- Kyiv has suffered one of its most intense overnight attacks in recent months, with Russian drones and cruise missiles striking multiple residential buildings and a government facility.
- Fires continue to rage in the Svyatoshynkyi, Darnytskyi, and Pecherskyi districts, prompting officials to urge residents to remain in shelters.
- The strikes come amid escalating diplomatic tensions and renewed warnings from Moscow.
Kyiv woke to devastation on Sunday after waves of Russian drone and missile strikes tore through the capital, leaving residential buildings ablaze and a government facility damaged. The attacks targeted the western Svyatoshynkyi and southeastern Darnytskyi districts, where multi-storey apartment blocks were partially destroyed and fires continued to burn into the morning.

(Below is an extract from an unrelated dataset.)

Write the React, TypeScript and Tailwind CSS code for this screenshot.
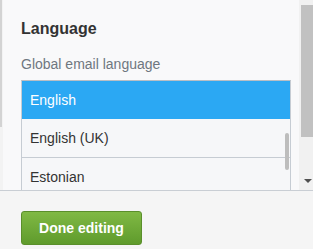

In the central Pecherskyi district, a government building caught fire following what officials believe was the downing of a Russian drone. Kyiv Mayor Vitaliy Klitschko confirmed that emergency crews were battling the blaze, while urging residents to remain in shelters amid ongoing air raid alerts.
The strikes have claimed at least three lives—including a one-year-old child—and injured over a dozen others. Fires erupted across multiple buildings, with debris setting cars and warehouse facilities alight. In Darnytskyi, a four-storey residential block was damaged, and an elderly woman reportedly died in a shelter during the attack.
Russia has not commented on the Kyiv strikes, but its defence ministry claims to have intercepted 69 Ukrainian drones across several Russian regions. The escalation comes just days after President Vladimir Putin rejected Western proposals for a “reassurance force” to be deployed in Ukraine following any ceasefire agreement.
French President Emmanuel Macron announced that 26 allied nations had committed to providing security support “by land, sea or air” once hostilities cease. Putin responded with a warning: any foreign troops deployed to Ukraine would be treated as legitimate military targets.
With Moscow still occupying roughly 20% of Ukrainian territory—including Crimea, annexed in 2014—the latest strikes underscore the fragile state of diplomacy and the enduring toll on civilians caught in the crossfire.